Sesekali panggilan sebagai “sang juru selamat” muncul di benakku. Apakah aku mesti mulai memberondongnya dengan keindahan Islam yang kuketahui? Apakah aku mesti memberi iming-iming, bahwa jika kau menganut Islam, engkau akan berada di jalan keselamatan, sebab inilah agama yang paling paripurna. Tapi, suara batinku yang lain berseloroh, “hati-hati menggambarkan Islam terlalu indah. Ia bisa kecewa. Di luar sana, terlalu banyak perilaku umat Islam yang berbeda dengan normatifitas yang diajarkan dalam kitab suci.”
Saya teringat Wilson, seorang ilmuwan sekular dalam “Against Religion, Why We should Try to Live without it”. Ia berkata, “Kalau agama itu benar, namun tidak mampu mempengaruhi para pemeluknya, lalu bagaimana membuktikan kebenaran agama itu?

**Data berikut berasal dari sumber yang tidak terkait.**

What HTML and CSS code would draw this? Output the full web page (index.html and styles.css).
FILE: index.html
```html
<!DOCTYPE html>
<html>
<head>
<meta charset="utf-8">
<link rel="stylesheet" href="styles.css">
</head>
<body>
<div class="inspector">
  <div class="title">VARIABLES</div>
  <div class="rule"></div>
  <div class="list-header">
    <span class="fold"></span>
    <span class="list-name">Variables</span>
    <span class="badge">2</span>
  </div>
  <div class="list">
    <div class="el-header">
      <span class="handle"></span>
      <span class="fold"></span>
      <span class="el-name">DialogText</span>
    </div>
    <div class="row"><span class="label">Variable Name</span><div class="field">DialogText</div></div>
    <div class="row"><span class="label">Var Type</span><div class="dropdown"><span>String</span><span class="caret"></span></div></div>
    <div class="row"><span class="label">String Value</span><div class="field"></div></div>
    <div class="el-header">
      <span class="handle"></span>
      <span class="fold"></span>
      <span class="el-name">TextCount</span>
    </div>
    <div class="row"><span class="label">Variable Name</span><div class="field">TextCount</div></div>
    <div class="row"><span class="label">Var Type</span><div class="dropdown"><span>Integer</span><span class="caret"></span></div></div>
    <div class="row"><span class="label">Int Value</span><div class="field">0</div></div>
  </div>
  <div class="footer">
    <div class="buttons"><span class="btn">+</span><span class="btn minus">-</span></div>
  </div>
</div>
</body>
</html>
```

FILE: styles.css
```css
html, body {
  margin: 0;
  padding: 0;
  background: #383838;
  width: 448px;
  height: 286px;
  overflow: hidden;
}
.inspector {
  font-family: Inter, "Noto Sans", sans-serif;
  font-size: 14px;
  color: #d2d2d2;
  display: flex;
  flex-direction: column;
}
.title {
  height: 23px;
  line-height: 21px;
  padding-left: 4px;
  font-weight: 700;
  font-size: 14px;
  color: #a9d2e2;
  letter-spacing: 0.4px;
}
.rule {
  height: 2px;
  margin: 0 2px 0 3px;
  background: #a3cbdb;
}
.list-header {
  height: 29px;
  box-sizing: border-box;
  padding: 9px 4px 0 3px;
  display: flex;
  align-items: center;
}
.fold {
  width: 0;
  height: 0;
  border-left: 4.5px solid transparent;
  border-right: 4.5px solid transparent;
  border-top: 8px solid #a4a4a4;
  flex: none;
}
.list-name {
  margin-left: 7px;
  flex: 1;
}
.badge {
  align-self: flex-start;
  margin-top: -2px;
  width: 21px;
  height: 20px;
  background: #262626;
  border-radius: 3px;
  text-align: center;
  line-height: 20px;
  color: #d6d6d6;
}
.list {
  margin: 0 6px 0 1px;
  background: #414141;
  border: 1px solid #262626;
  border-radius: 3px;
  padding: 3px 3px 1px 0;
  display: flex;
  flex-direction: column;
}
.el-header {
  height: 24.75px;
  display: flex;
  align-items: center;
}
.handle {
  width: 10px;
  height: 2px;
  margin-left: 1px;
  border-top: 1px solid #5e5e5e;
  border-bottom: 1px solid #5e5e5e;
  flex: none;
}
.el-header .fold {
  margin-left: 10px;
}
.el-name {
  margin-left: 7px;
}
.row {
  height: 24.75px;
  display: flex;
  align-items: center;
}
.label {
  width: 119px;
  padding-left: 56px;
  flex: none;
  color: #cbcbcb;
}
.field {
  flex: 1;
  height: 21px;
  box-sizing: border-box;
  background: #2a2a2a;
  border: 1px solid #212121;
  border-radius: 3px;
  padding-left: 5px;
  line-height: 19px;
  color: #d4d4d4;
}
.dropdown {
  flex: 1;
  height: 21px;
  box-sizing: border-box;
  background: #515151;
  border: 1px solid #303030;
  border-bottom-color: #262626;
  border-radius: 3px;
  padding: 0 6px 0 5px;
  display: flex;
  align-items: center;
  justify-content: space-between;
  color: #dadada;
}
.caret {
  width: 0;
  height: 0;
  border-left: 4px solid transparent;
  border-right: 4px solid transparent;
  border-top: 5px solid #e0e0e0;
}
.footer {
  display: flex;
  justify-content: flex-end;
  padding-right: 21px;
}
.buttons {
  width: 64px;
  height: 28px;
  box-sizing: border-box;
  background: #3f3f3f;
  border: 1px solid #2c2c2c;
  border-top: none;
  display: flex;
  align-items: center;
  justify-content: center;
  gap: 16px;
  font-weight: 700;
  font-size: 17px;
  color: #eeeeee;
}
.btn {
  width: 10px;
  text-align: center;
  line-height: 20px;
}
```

Dan apa gunanya agama yang benar namun tidak mempengaruhi watak pemeluknya?”
Suara batinku yang lain muncul lagi, “kalau begitu, rekomendasikan saja buku The Tao of Islam, karya Sachiko Murata. Buku itu tepat untuknya, apalagi mungkin ia sudah cukup akrab dengan Taoisme. Izumi pun nampaknya lebih cocok belajar tentang Sufisme Islam. Atau, ajak Izumi membaca biografi Nabi Muhammad yang ditulis Karen Amstrong.”
Tapi itu urung juga kulakukan, mungkin Izumi lebih tertarik pada produk “New Age” dengan doktrin, “Spirituality Yes, Organized Religion No.” Mungkin ia tidak tertarik memahami Islam sebagai agama, tapi ia tertarik dengan ekstase spiritualitas yang ditawarkan Islam melalui ritualnya. Ah, Izumi, belajar sendirilah tentang Islam. Sebab, aku pun masih belajar.